++++ MATERIAL TO PROCESS ++++

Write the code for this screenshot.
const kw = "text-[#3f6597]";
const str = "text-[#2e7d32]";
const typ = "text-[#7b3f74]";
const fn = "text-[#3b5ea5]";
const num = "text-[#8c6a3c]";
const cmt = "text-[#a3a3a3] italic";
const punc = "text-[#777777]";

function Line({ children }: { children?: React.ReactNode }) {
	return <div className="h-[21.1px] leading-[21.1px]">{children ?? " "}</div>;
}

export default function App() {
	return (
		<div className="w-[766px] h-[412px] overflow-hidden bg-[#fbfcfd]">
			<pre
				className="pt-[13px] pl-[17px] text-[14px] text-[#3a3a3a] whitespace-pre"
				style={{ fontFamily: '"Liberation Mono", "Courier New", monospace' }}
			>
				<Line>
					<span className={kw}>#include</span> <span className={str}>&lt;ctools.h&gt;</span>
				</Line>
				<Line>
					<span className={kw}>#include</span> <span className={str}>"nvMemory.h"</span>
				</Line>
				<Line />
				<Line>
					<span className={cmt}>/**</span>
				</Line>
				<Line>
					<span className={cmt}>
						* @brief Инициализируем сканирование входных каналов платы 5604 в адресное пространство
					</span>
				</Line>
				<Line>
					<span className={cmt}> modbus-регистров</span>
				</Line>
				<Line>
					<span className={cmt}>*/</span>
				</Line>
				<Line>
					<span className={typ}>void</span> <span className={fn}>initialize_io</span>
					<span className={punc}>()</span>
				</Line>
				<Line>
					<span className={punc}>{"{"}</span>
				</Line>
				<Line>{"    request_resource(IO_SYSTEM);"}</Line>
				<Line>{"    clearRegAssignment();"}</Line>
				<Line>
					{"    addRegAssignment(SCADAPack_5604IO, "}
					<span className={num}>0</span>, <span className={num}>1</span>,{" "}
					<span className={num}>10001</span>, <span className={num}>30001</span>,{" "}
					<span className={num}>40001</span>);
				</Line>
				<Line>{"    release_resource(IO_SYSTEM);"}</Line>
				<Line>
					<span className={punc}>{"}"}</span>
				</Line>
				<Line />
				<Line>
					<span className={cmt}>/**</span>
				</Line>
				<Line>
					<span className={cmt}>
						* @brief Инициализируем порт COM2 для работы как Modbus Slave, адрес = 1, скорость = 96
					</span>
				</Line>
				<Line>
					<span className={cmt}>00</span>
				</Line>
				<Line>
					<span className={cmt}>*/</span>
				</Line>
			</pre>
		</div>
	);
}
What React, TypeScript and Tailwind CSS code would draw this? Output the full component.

++++

§ **WHAT THE TASK ASKS**
Output the complete data exactly as written.

§ **EXERCISE SOLUTION**
Write the code for this screenshot.
const kw = "text-[#3f6597]";
const str = "text-[#2e7d32]";
const typ = "text-[#7b3f74]";
const fn = "text-[#3b5ea5]";
const num = "text-[#8c6a3c]";
const cmt = "text-[#a3a3a3] italic";
const punc = "text-[#777777]";

function Line({ children }: { children?: React.ReactNode }) {
	return <div className="h-[21.1px] leading-[21.1px]">{children ?? " "}</div>;
}

export default function App() {
	return (
		<div className="w-[766px] h-[412px] overflow-hidden bg-[#fbfcfd]">
			<pre
				className="pt-[13px] pl-[17px] text-[14px] text-[#3a3a3a] whitespace-pre"
				style={{ fontFamily: '"Liberation Mono", "Courier New", monospace' }}
			>
				<Line>
					<span className={kw}>#include</span> <span className={str}>&lt;ctools.h&gt;</span>
				</Line>
				<Line>
					<span className={kw}>#include</span> <span className={str}>"nvMemory.h"</span>
				</Line>
				<Line />
				<Line>
					<span className={cmt}>/**</span>
				</Line>
				<Line>
					<span className={cmt}>
						* @brief Инициализируем сканирование входных каналов платы 5604 в адресное пространство
					</span>
				</Line>
				<Line>
					<span className={cmt}> modbus-регистров</span>
				</Line>
				<Line>
					<span className={cmt}>*/</span>
				</Line>
				<Line>
					<span className={typ}>void</span> <span className={fn}>initialize_io</span>
					<span className={punc}>()</span>
				</Line>
				<Line>
					<span className={punc}>{"{"}</span>
				</Line>
				<Line>{"    request_resource(IO_SYSTEM);"}</Line>
				<Line>{"    clearRegAssignment();"}</Line>
				<Line>
					{"    addRegAssignment(SCADAPack_5604IO, "}
					<span className={num}>0</span>, <span className={num}>1</span>,{" "}
					<span className={num}>10001</span>, <span className={num}>30001</span>,{" "}
					<span className={num}>40001</span>);
				</Line>
				<Line>{"    release_resource(IO_SYSTEM);"}</Line>
				<Line>
					<span className={punc}>{"}"}</span>
				</Line>
				<Line />
				<Line>
					<span className={cmt}>/**</span>
				</Line>
				<Line>
					<span className={cmt}>
						* @brief Инициализируем порт COM2 для работы как Modbus Slave, адрес = 1, скорость = 96
					</span>
				</Line>
				<Line>
					<span className={cmt}>00</span>
				</Line>
				<Line>
					<span className={cmt}>*/</span>
				</Line>
			</pre>
		</div>
	);
}
What React, TypeScript and Tailwind CSS code would draw this? Output the full component.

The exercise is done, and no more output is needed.